Well, what would you do? If one of the missing were a family member, would you ever give up completely? I don't think so. Still, I think the legislators who pass feel-good measures to require the flying of the POW/MIA flag above the U.S. and state capitols should be embarrassed. Senator John McCain, a former POW, and Senator John Kerry, legislators on opposite sides of the political divide, worked together diligently to examine the POW issue. As Philip Gourevitch of the New Yorker reported, “[They] vetted every single one of these claims, claim by claim, that there were live sightings of POWs still in Vietnam, that there was one being held here, that there was one being held there, that there were unpatriated remains in Hanoi.” The Kerry-McCain hearings opened the way to normalized relations with Vietnam and created an environment of greater cooperation in identifying and recovering the remains of American soldiers who had been missing in action. Live POWs there were none, yet these mythical creatures continue to be a primary focus that interferes with and distracts resources from the feasible task of helping families recover the bodies of their loved ones. As I said, it is sad and understandable on the personal level, but it is frustrating to see the legislative posturing and pandering that actually hurts the people that need help.

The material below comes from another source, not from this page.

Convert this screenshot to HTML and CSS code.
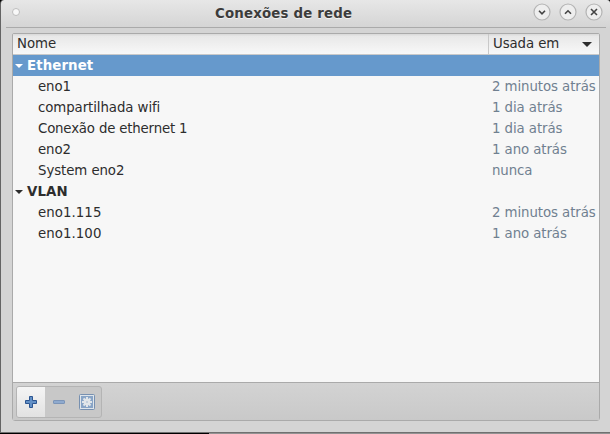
FILE: index.html
```html
<!DOCTYPE html>
<html lang="pt-BR">
<head>
<meta charset="utf-8">
<title>Conexões de rede</title>
<link rel="stylesheet" href="styles.css">
</head>
<body>
<div class="window">
  <header class="titlebar">
    <span class="dot"></span>
    <h1 class="title">Conexões de rede</h1>
    <div class="controls">
      <svg class="control" viewBox="0 0 18 18"><circle cx="9" cy="9" r="8"/><path d="M6 7.8l3 3 3-3"/></svg>
      <svg class="control" viewBox="0 0 18 18"><circle cx="9" cy="9" r="8"/><path d="M6 10.8l3-3 3 3"/></svg>
      <svg class="control" viewBox="0 0 18 18"><circle cx="9" cy="9" r="8"/><path d="M6 6l6 6M12 6l-6 6"/></svg>
    </div>
  </header>
  <main class="panel">
    <div class="head">
      <div class="head-name">Nome</div>
      <div class="head-used">Usada em<svg class="sort" viewBox="0 0 10 5"><path d="M0 0h10L5 5z"/></svg></div>
    </div>
    <div class="list">
      <div class="row group selected"><svg class="expander" viewBox="0 0 8 4"><path d="M0 0h8L4 4z"/></svg>Ethernet</div>
      <div class="row"><span class="name">eno1</span><span class="used">2 minutos atrás</span></div>
      <div class="row"><span class="name">compartilhada wifi</span><span class="used">1 dia atrás</span></div>
      <div class="row"><span class="name long">Conexão de ethernet 1</span><span class="used">1 dia atrás</span></div>
      <div class="row"><span class="name">eno2</span><span class="used">1 ano atrás</span></div>
      <div class="row"><span class="name">System eno2</span><span class="used">nunca</span></div>
      <div class="row group"><svg class="expander" viewBox="0 0 8 4"><path d="M0 0h8L4 4z"/></svg>VLAN</div>
      <div class="row"><span class="name tagged">eno1.115</span><span class="used">2 minutos atrás</span></div>
      <div class="row"><span class="name tagged">eno1.100</span><span class="used">1 ano atrás</span></div>
    </div>
    <footer class="toolbar">
      <div class="buttons">
        <div class="button add"><svg class="icon" viewBox="0 0 16 16"><path d="M6.5 2.5h3v4h4v3h-4v4h-3v-4h-4v-3h4z" fill="#6290c6" stroke="#2c5591" stroke-linejoin="round"/></svg></div>
        <div class="button"><svg class="icon" viewBox="0 0 16 16"><rect x="2.5" y="6.5" width="11" height="3" rx=".5" fill="#8faace" stroke="#7c95b8"/></svg></div>
        <div class="button"><svg class="icon" viewBox="0 0 16 16"><rect x=".5" y=".5" width="15" height="15" rx="1" fill="#dfe5ea" stroke="#7790b0"/><rect x="2" y="2" width="12" height="12" fill="#88a4c6"/><g stroke="#e2e6e9" stroke-width="2"><path d="M8 3v10M3 8h10M4.5 4.5l7 7M11.5 4.5l-7 7"/></g><circle cx="8" cy="8" r="3.4" fill="#e2e6e9"/><circle cx="8" cy="8" r="1" fill="#b9c7d7"/></svg></div>
      </div>
    </footer>
  </main>
</div>
<div class="desktop"></div>
</body>
</html>
```
FILE: styles.css
```css
* { box-sizing: border-box; }
body {
  margin: 0;
  width: 610px;
  height: 434px;
  overflow: hidden;
  background: #000;
  font: 13.33px/21px "DejaVu Sans", sans-serif;
  color: #2d2d2d;
}
.window {
  height: 433px;
  padding: 0 10px 0 11px;
  border-left: 1px solid #646464;
  border-bottom: 1px solid #707070;
  border-radius: 4px 3px 0 0;
  background: linear-gradient(#e7e7e7, #d4d4d4 28px);
}
.titlebar {
  display: flex;
  align-items: center;
  height: 28px;
  margin: 0 -6px 5px -6px;
  padding: 0 3px 3px 6px;
  border-bottom: 1px solid #aaa;
}
.dot {
  width: 8px;
  height: 8px;
  border: 1px solid #bdbdbd;
  border-radius: 50%;
  background: #f8f8f8;
}
.title {
  flex: 1;
  margin: 0;
  padding: 3px 0 0 195px;
  font-size: 13.33px;
  line-height: 21px;
  letter-spacing: .19px;
  color: #3c3c3c;
  text-shadow: 0 1px #f2f2f2;
}
.controls { display: flex; gap: 8px; }
.control {
  width: 18px;
  height: 18px;
  fill: #eee;
  stroke: #b4b4b4;
  stroke-width: 1.2;
}
.control path { fill: none; stroke: #444; stroke-width: 1.6; }
.panel {
  display: flex;
  flex-direction: column;
  height: 388px;
  border: 1px solid #aaa;
  border-radius: 2px 2px 3px 3px;
  background: #f7f7f7;
}
.head {
  display: flex;
  height: 21px;
  line-height: 19px;
  border-bottom: 1px solid #c9c9c9;
  background: linear-gradient(#dcdcdc 0 1px, #e8e8e8 2px, #f8f8f8);
}
.head-name { flex: 1; padding-left: 4px; }
.head-used {
  display: flex;
  justify-content: space-between;
  width: 111px;
  padding: 0 7px 0 4px;
  border-left: 1px solid #c9c9c9;
  letter-spacing: -.09px;
}
.sort { width: 10px; height: 5px; margin-top: 8px; fill: #2d2d2d; }
.list { flex: 1; }
.row { display: flex; height: 21px; letter-spacing: -.08px; }
.name { flex: 1; padding-left: 25px; }
.long { letter-spacing: -.18px; }
.tagged { letter-spacing: .06px; }
.used { width: 107px; color: #708090; white-space: nowrap; }
.group { align-items: center; padding-left: 2px; font-weight: bold; letter-spacing: .1px; }
.selected { background: #6699cc; color: #fff; }
.expander { width: 8px; height: 4px; margin-right: 4px; fill: currentColor; }
.toolbar {
  height: 38px;
  padding: 3px;
  border-top: 1px solid #aaa;
  background: linear-gradient(#d3d3d3, #c9c9c9);
}
.buttons {
  display: flex;
  width: 86px;
  height: 32px;
  border: 1px solid #b4b4b4;
  border-radius: 3px;
  background: #c8c8c8;
}
.button {
  display: flex;
  align-items: center;
  justify-content: center;
  width: 28px;
}
.add { background: linear-gradient(#f5f5f5, #e2e2e2); border-radius: 2px 0 0 2px; }
.icon { width: 16px; height: 16px; }
.desktop {
  height: 1px;
  background: linear-gradient(90deg, #000 209px, #929292 209px);
}
```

As for “evidence,” consider this equivalent of the poor woman's packet of newspaper clippings. The League's website offers a table of “first hand sightings” of living prisoners:


Numbers this small would cause UFO aficionados to abandon all hope. Believers in living POWs are more stubborn than that. All we can offer them is sympathy. But not hope.

1 comment:

Anonymous said...

Your training in diplomacy shows.

But as a teacher, I sometimes note a tendency among my students to chose hope over help.